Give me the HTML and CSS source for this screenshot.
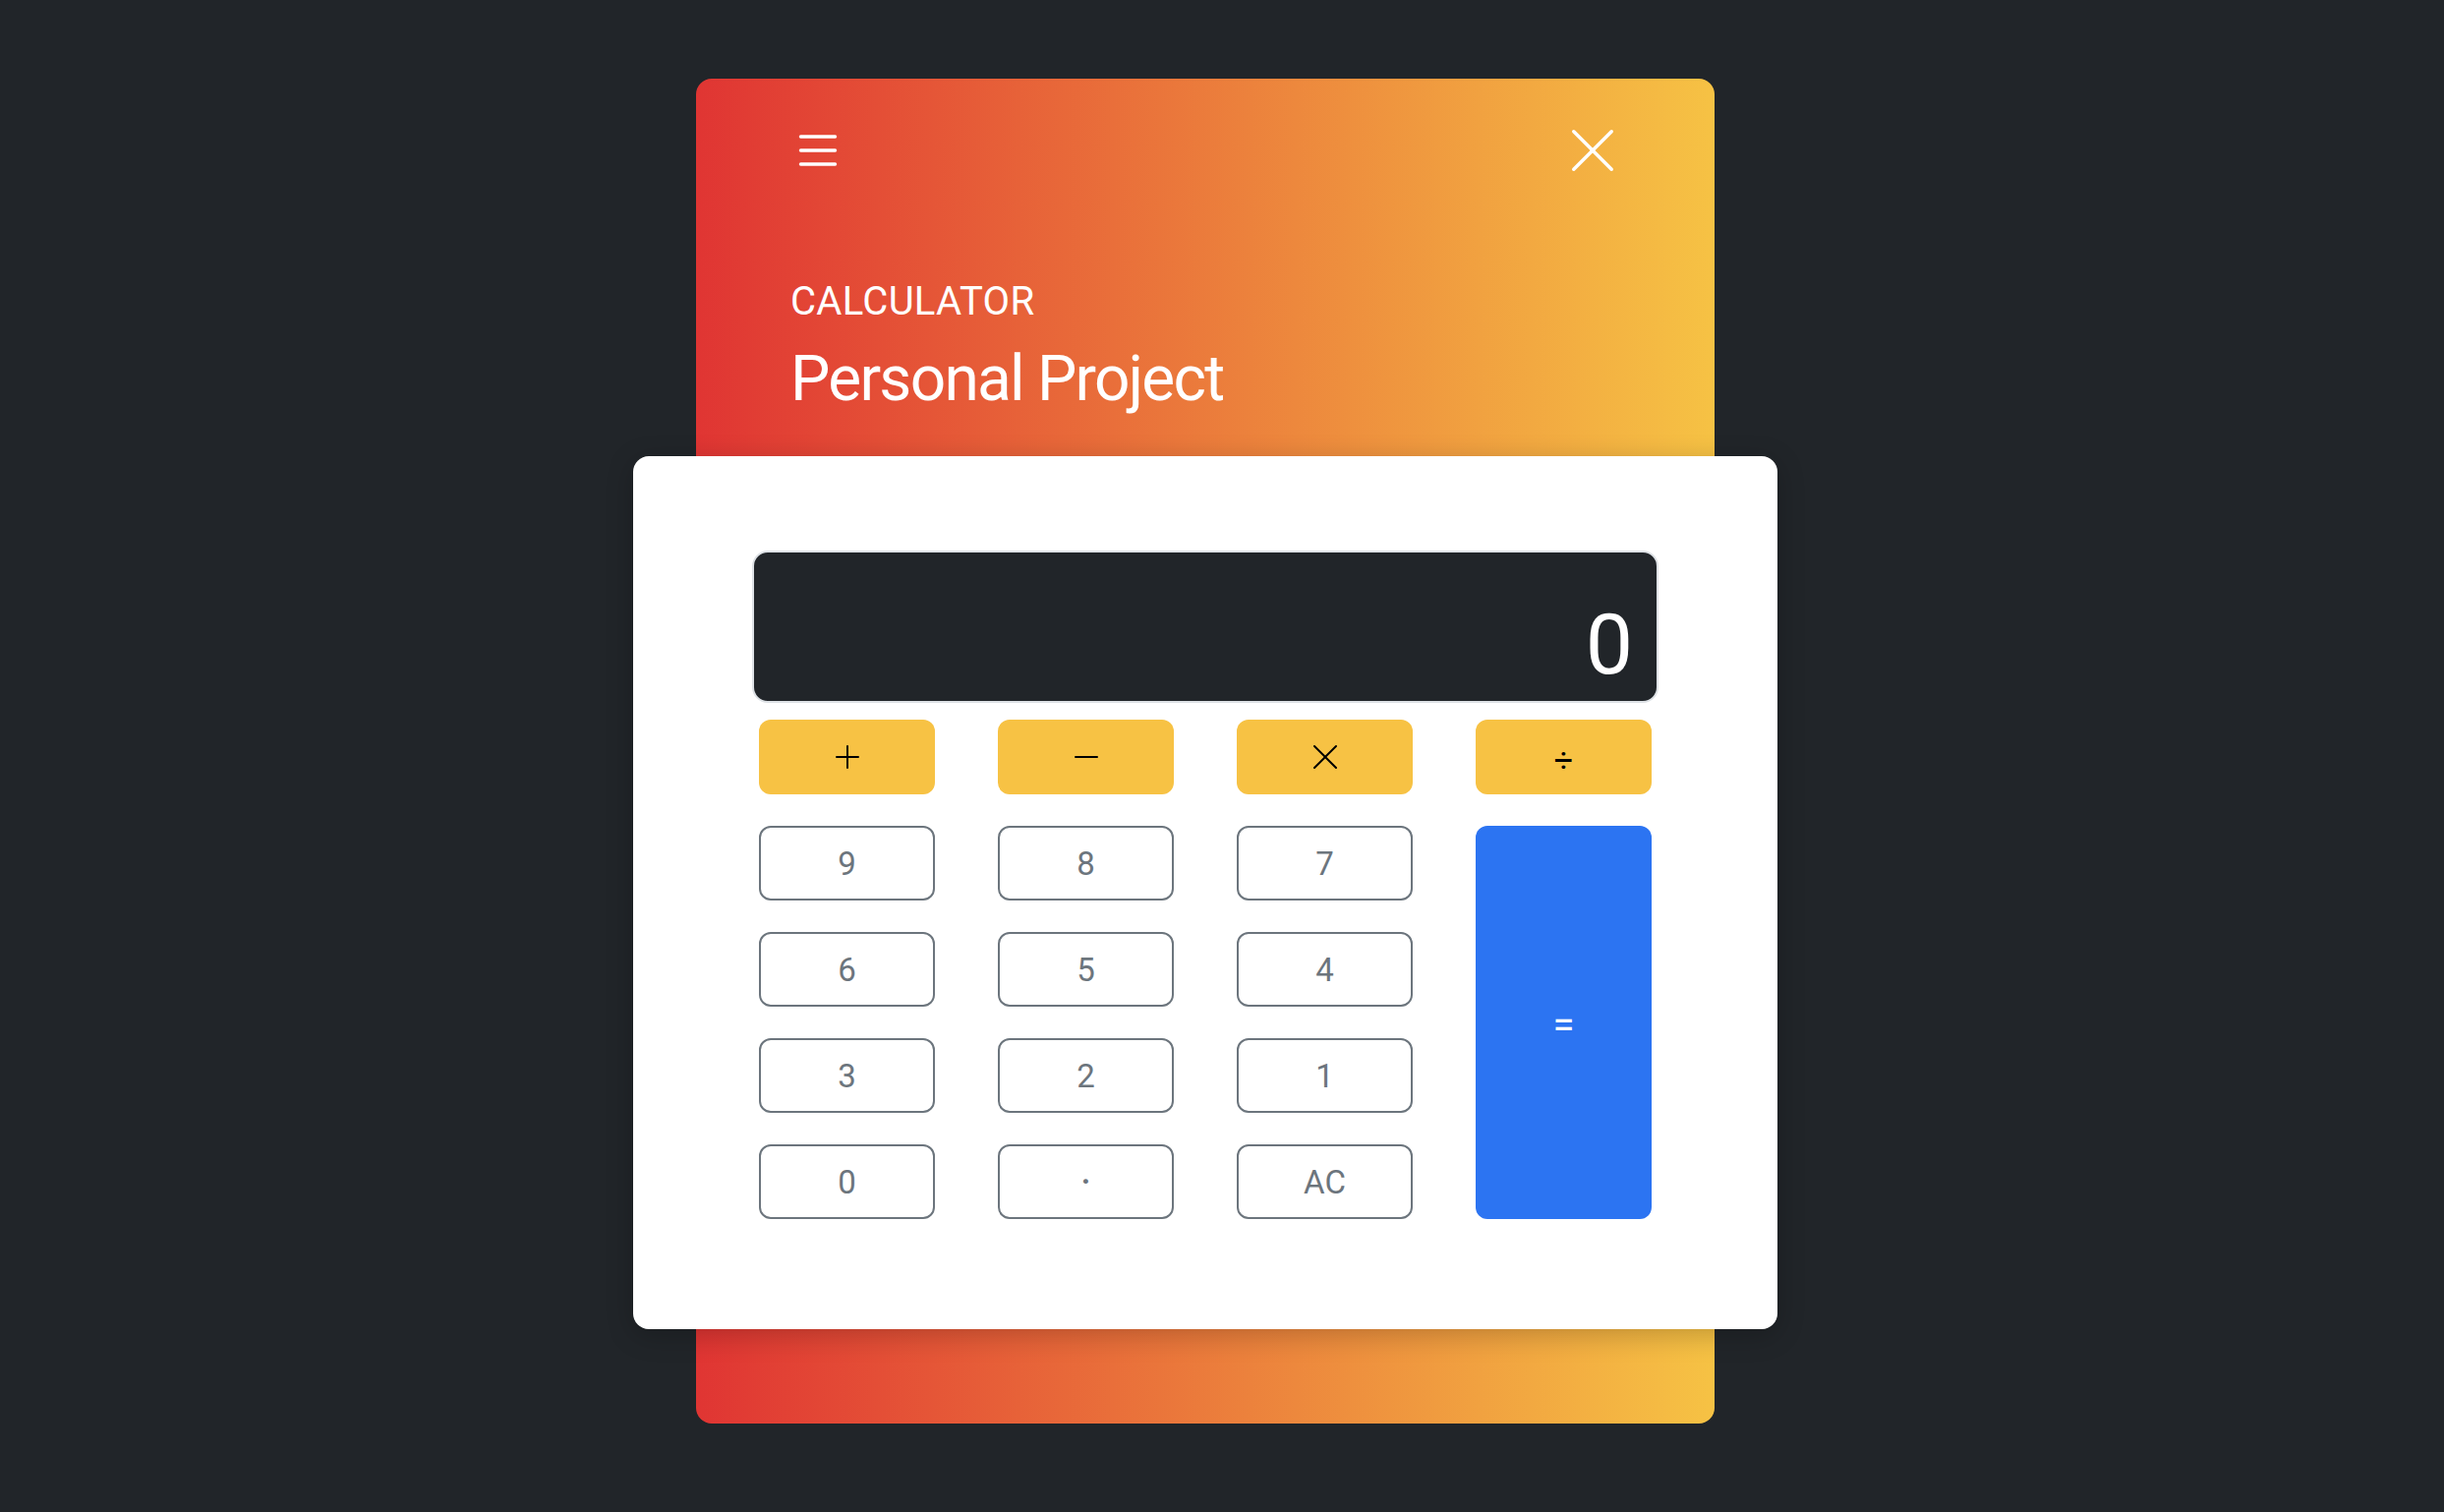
FILE: index.html
```html
<!DOCTYPE html>
<html lang="en">
<head>
<meta charset="utf-8">
<title>Calculator - Personal Project</title>
<link rel="stylesheet" href="styles.css">
</head>
<body>
<div class="stage">
  <section class="panel">
    <header class="hero">
      <div class="hero-bar">
        <svg class="hero-icon" viewBox="0 0 16 16" aria-label="Menu"><path d="M2.5 12a.5.5 0 0 1 .5-.5h10a.5.5 0 0 1 0 1H3a.5.5 0 0 1-.5-.5m0-4a.5.5 0 0 1 .5-.5h10a.5.5 0 0 1 0 1H3a.5.5 0 0 1-.5-.5m0-4a.5.5 0 0 1 .5-.5h10a.5.5 0 0 1 0 1H3a.5.5 0 0 1-.5-.5"/></svg>
        <svg class="hero-icon" viewBox="0 0 16 16" aria-label="Close"><path d="M2.146 2.854a.5.5 0 1 1 .708-.708L8 7.293l5.146-5.147a.5.5 0 0 1 .708.708L8.707 8l5.147 5.146a.5.5 0 0 1-.708.708L8 8.707l-5.146 5.147a.5.5 0 0 1-.708-.708L7.293 8z"/></svg>
      </div>
      <h5 class="eyebrow">CALCULATOR</h5>
      <h2 class="title">Personal Project</h2>
    </header>

    <div class="calc">
      <div class="screen"><span class="screen-value">0</span></div>
      <div class="keys">
        <button class="key op"><svg viewBox="0 0 16 16"><path d="M8 2a.5.5 0 0 1 .5.5v5h5a.5.5 0 0 1 0 1h-5v5a.5.5 0 0 1-1 0v-5h-5a.5.5 0 0 1 0-1h5v-5A.5.5 0 0 1 8 2"/></svg></button>
        <button class="key op"><svg viewBox="0 0 16 16"><path d="M2 8a.5.5 0 0 1 .5-.5h11a.5.5 0 0 1 0 1h-11A.5.5 0 0 1 2 8"/></svg></button>
        <button class="key op"><svg viewBox="0 0 16 16"><path d="M2.146 2.854a.5.5 0 1 1 .708-.708L8 7.293l5.146-5.147a.5.5 0 0 1 .708.708L8.707 8l5.147 5.146a.5.5 0 0 1-.708.708L8 8.707l-5.146 5.147a.5.5 0 0 1-.708-.708L7.293 8z"/></svg></button>
        <button class="key op op-text">÷</button>

        <button class="key num">9</button>
        <button class="key num">8</button>
        <button class="key num">7</button>
        <button class="key equals">=</button>

        <button class="key num">6</button>
        <button class="key num">5</button>
        <button class="key num">4</button>

        <button class="key num">3</button>
        <button class="key num">2</button>
        <button class="key num">1</button>

        <button class="key num">0</button>
        <button class="key num dot">·</button>
        <button class="key num">AC</button>
      </div>
    </div>

    <div class="panel-foot"></div>
  </section>
</div>
</body>
</html>
```
FILE: styles.css
```css
* { box-sizing: border-box; }

html, body {
  margin: 0;
  padding: 0;
}

body {
  background: #212529;
  min-height: 100vh;
  font-family: Roboto, "Liberation Sans", Arial, sans-serif;
  color: #212529;
}

.stage {
  padding: 80px 0 90px 708px;
}

.panel {
  width: 1036px;
  border-radius: 16px;
  background: linear-gradient(to right, #e03533 0%, #f6c244 100%);
}

.hero {
  padding: 45px 96px 40px 96px;
  color: #fff;
}

.hero-bar {
  display: flex;
  justify-content: space-between;
  align-items: center;
  height: 56px;
  margin-bottom: 102px;
}

.hero-icon {
  width: 56px;
  height: 56px;
  fill: #fff;
  display: block;
}

.eyebrow {
  margin: 0 0 16px 0;
  font-size: 40px;
  line-height: 48px;
  font-weight: 400;
  letter-spacing: 0.3px;
}

.title {
  margin: 0;
  font-size: 64px;
  line-height: 77px;
  font-weight: 400;
  letter-spacing: -1.75px;
}

.calc {
  margin: 0 -64px;
  background: #fff;
  border-radius: 16px;
  padding: 96px 121px 112px;
  box-shadow: 0 6px 28px rgba(0, 0, 0, 0.22);
  position: relative;
}

.screen {
  height: 155px;
  background: #212529;
  border: 2px solid #dee2e6;
  border-radius: 16px;
  display: flex;
  justify-content: flex-end;
  align-items: flex-end;
  padding: 0 24px 14px 0;
}

.screen-value {
  color: #fff;
  font-size: 86px;
  line-height: 86px;
  font-weight: 400;
}

.keys {
  margin-top: 17px;
  padding: 0 7px;
  display: grid;
  grid-template-columns: repeat(4, 179px);
  grid-auto-rows: 76px;
  column-gap: 64px;
  row-gap: 32px;
}

.key {
  margin: 0;
  border-radius: 12px;
  font-family: Roboto, "Liberation Sans", Arial, sans-serif;
  font-size: 33px;
  line-height: 1;
  display: flex;
  align-items: center;
  justify-content: center;
  padding: 0;
  cursor: pointer;
}

.op {
  background: #f7c244;
  border: 0;
  color: #000;
}

.op svg {
  width: 32px;
  height: 32px;
  fill: #000;
  display: block;
}

.op-text {
  font-size: 34px;
  padding-top: 5px;
}

.num {
  background: #fff;
  border: 2px solid #6c757d;
  color: #6c757d;
}

.dot {
  font-size: 44px;
  padding-top: 2px;
}

.equals {
  grid-column: 4;
  grid-row: 2 / span 4;
  background: #2c74f2;
  border: 0;
  color: #fff;
  font-size: 40px;
  padding-top: 6px;
}

.panel-foot {
  height: 96px;
}
```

════════

### Work to be completed
Produce an exact copy of each line of data, skipping embedded images.

### Reply
Give me the HTML and CSS source for this screenshot.
FILE: index.html
```html
<!DOCTYPE html>
<html lang="en">
<head>
<meta charset="utf-8">
<title>Calculator - Personal Project</title>
<link rel="stylesheet" href="styles.css">
</head>
<body>
<div class="stage">
  <section class="panel">
    <header class="hero">
      <div class="hero-bar">
        <svg class="hero-icon" viewBox="0 0 16 16" aria-label="Menu"><path d="M2.5 12a.5.5 0 0 1 .5-.5h10a.5.5 0 0 1 0 1H3a.5.5 0 0 1-.5-.5m0-4a.5.5 0 0 1 .5-.5h10a.5.5 0 0 1 0 1H3a.5.5 0 0 1-.5-.5m0-4a.5.5 0 0 1 .5-.5h10a.5.5 0 0 1 0 1H3a.5.5 0 0 1-.5-.5"/></svg>
        <svg class="hero-icon" viewBox="0 0 16 16" aria-label="Close"><path d="M2.146 2.854a.5.5 0 1 1 .708-.708L8 7.293l5.146-5.147a.5.5 0 0 1 .708.708L8.707 8l5.147 5.146a.5.5 0 0 1-.708.708L8 8.707l-5.146 5.147a.5.5 0 0 1-.708-.708L7.293 8z"/></svg>
      </div>
      <h5 class="eyebrow">CALCULATOR</h5>
      <h2 class="title">Personal Project</h2>
    </header>

    <div class="calc">
      <div class="screen"><span class="screen-value">0</span></div>
      <div class="keys">
        <button class="key op"><svg viewBox="0 0 16 16"><path d="M8 2a.5.5 0 0 1 .5.5v5h5a.5.5 0 0 1 0 1h-5v5a.5.5 0 0 1-1 0v-5h-5a.5.5 0 0 1 0-1h5v-5A.5.5 0 0 1 8 2"/></svg></button>
        <button class="key op"><svg viewBox="0 0 16 16"><path d="M2 8a.5.5 0 0 1 .5-.5h11a.5.5 0 0 1 0 1h-11A.5.5 0 0 1 2 8"/></svg></button>
        <button class="key op"><svg viewBox="0 0 16 16"><path d="M2.146 2.854a.5.5 0 1 1 .708-.708L8 7.293l5.146-5.147a.5.5 0 0 1 .708.708L8.707 8l5.147 5.146a.5.5 0 0 1-.708.708L8 8.707l-5.146 5.147a.5.5 0 0 1-.708-.708L7.293 8z"/></svg></button>
        <button class="key op op-text">÷</button>

        <button class="key num">9</button>
        <button class="key num">8</button>
        <button class="key num">7</button>
        <button class="key equals">=</button>

        <button class="key num">6</button>
        <button class="key num">5</button>
        <button class="key num">4</button>

        <button class="key num">3</button>
        <button class="key num">2</button>
        <button class="key num">1</button>

        <button class="key num">0</button>
        <button class="key num dot">·</button>
        <button class="key num">AC</button>
      </div>
    </div>

    <div class="panel-foot"></div>
  </section>
</div>
</body>
</html>
```
FILE: styles.css
```css
* { box-sizing: border-box; }

html, body {
  margin: 0;
  padding: 0;
}

body {
  background: #212529;
  min-height: 100vh;
  font-family: Roboto, "Liberation Sans", Arial, sans-serif;
  color: #212529;
}

.stage {
  padding: 80px 0 90px 708px;
}

.panel {
  width: 1036px;
  border-radius: 16px;
  background: linear-gradient(to right, #e03533 0%, #f6c244 100%);
}

.hero {
  padding: 45px 96px 40px 96px;
  color: #fff;
}

.hero-bar {
  display: flex;
  justify-content: space-between;
  align-items: center;
  height: 56px;
  margin-bottom: 102px;
}

.hero-icon {
  width: 56px;
  height: 56px;
  fill: #fff;
  display: block;
}

.eyebrow {
  margin: 0 0 16px 0;
  font-size: 40px;
  line-height: 48px;
  font-weight: 400;
  letter-spacing: 0.3px;
}

.title {
  margin: 0;
  font-size: 64px;
  line-height: 77px;
  font-weight: 400;
  letter-spacing: -1.75px;
}

.calc {
  margin: 0 -64px;
  background: #fff;
  border-radius: 16px;
  padding: 96px 121px 112px;
  box-shadow: 0 6px 28px rgba(0, 0, 0, 0.22);
  position: relative;
}

.screen {
  height: 155px;
  background: #212529;
  border: 2px solid #dee2e6;
  border-radius: 16px;
  display: flex;
  justify-content: flex-end;
  align-items: flex-end;
  padding: 0 24px 14px 0;
}

.screen-value {
  color: #fff;
  font-size: 86px;
  line-height: 86px;
  font-weight: 400;
}

.keys {
  margin-top: 17px;
  padding: 0 7px;
  display: grid;
  grid-template-columns: repeat(4, 179px);
  grid-auto-rows: 76px;
  column-gap: 64px;
  row-gap: 32px;
}

.key {
  margin: 0;
  border-radius: 12px;
  font-family: Roboto, "Liberation Sans", Arial, sans-serif;
  font-size: 33px;
  line-height: 1;
  display: flex;
  align-items: center;
  justify-content: center;
  padding: 0;
  cursor: pointer;
}

.op {
  background: #f7c244;
  border: 0;
  color: #000;
}

.op svg {
  width: 32px;
  height: 32px;
  fill: #000;
  display: block;
}

.op-text {
  font-size: 34px;
  padding-top: 5px;
}

.num {
  background: #fff;
  border: 2px solid #6c757d;
  color: #6c757d;
}

.dot {
  font-size: 44px;
  padding-top: 2px;
}

.equals {
  grid-column: 4;
  grid-row: 2 / span 4;
  background: #2c74f2;
  border: 0;
  color: #fff;
  font-size: 40px;
  padding-top: 6px;
}

.panel-foot {
  height: 96px;
}
```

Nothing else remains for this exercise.